6月13日(月):人の顔が見える現場に②
昨日は書籍「ケアとは何か(村上靖彦著)」を引き合いにケアの現場への問題提起として挙げられていた「人の顔が見えなくなっている」状況について記しました。
そこでは何のため、誰のためが欠落した「目的の倒錯」や「手段が目的化」、「機械化」によってモニターの数字ばかりに気を取られて人が置き去りになること、「効率」を重視しすぎて手間と時間をかけることが敬遠されること、業務的な「過負荷」によってスタッフ側の時間的・物理的な余裕がなくなること、そして医師と看護師との「ヒエラルキー」などが挙げられていました。
人の顔が見えなくなっている点への懸念は医療現場だけに限らず、消費の現場でも類似したことは起きていて、私たちフィットネスクラブにとっても他人事ではありません。
「人の顔が見える」現場をどう作っていくか、これはフィットネスクラブでも大事なことだと思っています。
では、フィットネスクラブにおいてそれを阻んでしまう要素にはどんなものがあるのかを考えてみます。
・数字偏重
経営、運営をするなかで定性的な面を勘案せず定量的な観点だけにとらわれてしまうケース。数字で数字を作ることへの盲信や数字市場主義。
・効率重視
昨日に触れたケアの現場と同様で効率、合理性一辺倒、ローコスト運営に終始することで現場での人的な要素が排除されていきやすい。
・過負荷
業務過多になることでの物理的、心理的余裕が失われることはケアの現場と同様。特にフィットネスでは現場での対お客様での業務ではなく、バックヤードでの関節業務が増えすぎることで顧客接点が乏しくなる。
・本社主導(現場不在)
医療の現場におけるヒエラルキーに近いもの。本社が考えて決めたことを現場が実行するだけの形。お客様と最も近い距離にいて、直接的な接点を持つ現場から感度や考えることが失われた状態。
・価値観
会社やクラブとして何を大事にするかの価値観、判断基準。ただし、これは是非の問題ではなく方向性の部分での考え方そのもの。
ざっと挙げるとこんな感じでしょうか。
最後に挙げた価値観の部分で初めからからハードのみにフォーカスして、施設としての空間、時間を提供することで割り切っている分には「そうしたクラブだ」という話ですが、問題は人を大切に、とか地域密着、コミュニティを掲げていながら、人の顔が見えなくなっているケースです。
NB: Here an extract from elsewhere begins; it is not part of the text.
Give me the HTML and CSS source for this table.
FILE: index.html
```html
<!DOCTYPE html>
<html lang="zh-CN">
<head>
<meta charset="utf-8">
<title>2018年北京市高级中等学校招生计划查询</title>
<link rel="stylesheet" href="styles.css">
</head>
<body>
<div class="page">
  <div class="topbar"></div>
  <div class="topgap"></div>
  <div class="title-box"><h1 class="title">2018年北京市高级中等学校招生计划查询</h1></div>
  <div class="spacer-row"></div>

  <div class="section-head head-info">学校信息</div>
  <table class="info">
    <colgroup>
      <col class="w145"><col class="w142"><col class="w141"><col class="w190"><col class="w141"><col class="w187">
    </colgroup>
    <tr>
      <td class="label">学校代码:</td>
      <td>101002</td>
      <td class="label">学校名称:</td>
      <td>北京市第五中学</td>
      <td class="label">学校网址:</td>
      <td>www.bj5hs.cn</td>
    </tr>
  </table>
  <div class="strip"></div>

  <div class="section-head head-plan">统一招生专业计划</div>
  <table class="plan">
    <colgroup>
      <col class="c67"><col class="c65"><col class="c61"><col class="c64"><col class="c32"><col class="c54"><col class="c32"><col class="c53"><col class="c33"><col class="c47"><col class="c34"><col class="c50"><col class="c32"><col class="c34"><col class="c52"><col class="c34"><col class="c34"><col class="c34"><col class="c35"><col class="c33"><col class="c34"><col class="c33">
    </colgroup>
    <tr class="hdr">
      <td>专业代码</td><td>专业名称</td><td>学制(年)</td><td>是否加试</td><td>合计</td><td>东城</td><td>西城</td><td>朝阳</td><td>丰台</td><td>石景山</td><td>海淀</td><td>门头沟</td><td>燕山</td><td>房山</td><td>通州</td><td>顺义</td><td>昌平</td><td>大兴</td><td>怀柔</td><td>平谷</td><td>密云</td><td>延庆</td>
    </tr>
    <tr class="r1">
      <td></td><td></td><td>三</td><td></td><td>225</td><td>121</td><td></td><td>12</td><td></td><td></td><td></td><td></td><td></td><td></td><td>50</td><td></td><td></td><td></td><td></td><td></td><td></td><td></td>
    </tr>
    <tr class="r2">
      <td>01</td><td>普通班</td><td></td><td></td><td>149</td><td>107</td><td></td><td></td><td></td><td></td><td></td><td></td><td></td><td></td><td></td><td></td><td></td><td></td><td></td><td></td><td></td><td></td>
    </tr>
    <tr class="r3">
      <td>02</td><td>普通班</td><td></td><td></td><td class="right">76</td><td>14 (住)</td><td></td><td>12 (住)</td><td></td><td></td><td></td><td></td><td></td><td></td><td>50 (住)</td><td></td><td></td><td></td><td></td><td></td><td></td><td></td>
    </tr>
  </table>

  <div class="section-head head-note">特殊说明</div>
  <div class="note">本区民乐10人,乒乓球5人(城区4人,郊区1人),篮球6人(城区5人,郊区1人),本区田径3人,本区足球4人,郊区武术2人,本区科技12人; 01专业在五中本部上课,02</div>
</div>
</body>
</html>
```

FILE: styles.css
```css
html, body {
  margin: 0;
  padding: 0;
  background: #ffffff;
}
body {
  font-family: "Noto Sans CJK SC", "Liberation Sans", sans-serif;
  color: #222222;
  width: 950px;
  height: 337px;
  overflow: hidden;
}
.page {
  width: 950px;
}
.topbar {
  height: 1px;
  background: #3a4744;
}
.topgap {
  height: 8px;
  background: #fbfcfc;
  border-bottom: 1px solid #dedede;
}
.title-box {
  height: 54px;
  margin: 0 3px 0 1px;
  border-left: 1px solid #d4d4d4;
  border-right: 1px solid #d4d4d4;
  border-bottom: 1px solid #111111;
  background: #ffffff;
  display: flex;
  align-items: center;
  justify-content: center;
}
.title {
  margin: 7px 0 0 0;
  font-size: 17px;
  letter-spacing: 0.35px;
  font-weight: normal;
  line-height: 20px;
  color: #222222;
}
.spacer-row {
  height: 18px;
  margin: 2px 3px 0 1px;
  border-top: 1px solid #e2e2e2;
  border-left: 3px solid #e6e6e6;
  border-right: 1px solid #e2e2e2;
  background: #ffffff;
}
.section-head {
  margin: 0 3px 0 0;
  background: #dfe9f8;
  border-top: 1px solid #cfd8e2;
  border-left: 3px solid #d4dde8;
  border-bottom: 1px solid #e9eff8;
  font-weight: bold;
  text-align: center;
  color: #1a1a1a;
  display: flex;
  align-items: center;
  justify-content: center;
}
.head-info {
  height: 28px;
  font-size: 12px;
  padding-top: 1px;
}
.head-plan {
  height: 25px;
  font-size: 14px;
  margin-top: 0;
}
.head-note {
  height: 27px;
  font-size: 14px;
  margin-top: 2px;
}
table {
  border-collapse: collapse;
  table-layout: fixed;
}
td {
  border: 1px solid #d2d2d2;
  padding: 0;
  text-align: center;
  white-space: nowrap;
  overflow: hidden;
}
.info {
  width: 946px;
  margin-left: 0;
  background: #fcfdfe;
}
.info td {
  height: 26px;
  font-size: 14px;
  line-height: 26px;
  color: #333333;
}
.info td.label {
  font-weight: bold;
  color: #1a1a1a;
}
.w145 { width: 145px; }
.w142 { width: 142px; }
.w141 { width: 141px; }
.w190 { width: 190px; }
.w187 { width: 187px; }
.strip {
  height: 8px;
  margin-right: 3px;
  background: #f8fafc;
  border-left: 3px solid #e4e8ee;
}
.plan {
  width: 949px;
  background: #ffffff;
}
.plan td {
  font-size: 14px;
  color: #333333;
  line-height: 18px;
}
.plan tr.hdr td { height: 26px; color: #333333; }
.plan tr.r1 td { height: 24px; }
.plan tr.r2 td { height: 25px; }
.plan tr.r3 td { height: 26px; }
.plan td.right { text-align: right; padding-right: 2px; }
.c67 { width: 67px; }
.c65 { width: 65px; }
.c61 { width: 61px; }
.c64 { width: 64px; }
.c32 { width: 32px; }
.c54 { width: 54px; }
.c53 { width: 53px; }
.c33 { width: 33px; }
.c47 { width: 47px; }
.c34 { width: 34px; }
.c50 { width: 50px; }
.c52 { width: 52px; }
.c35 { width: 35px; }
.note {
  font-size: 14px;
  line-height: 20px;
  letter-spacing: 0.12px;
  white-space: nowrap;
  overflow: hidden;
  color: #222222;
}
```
これらは現場スタッフがそのことを意識をする、といった漠然としたものだけでは変えられない構造的な要素をはらんでいます。
退会率やお客様の継続に関連した種々の指標などは、あくまでも結果としての現象であって、その現象を生んでいるのはクラブを取り巻く構造的な要素を含むエコシステム的な部分が大きいですからね。
そうしたところまで遡った構造転換をしていくことが、アフターコロナでフィットネスクラブがお客様の顔、そして売り手であるクラブ側の顔がよく見える現場をつくるために必要なことだろうと思っています。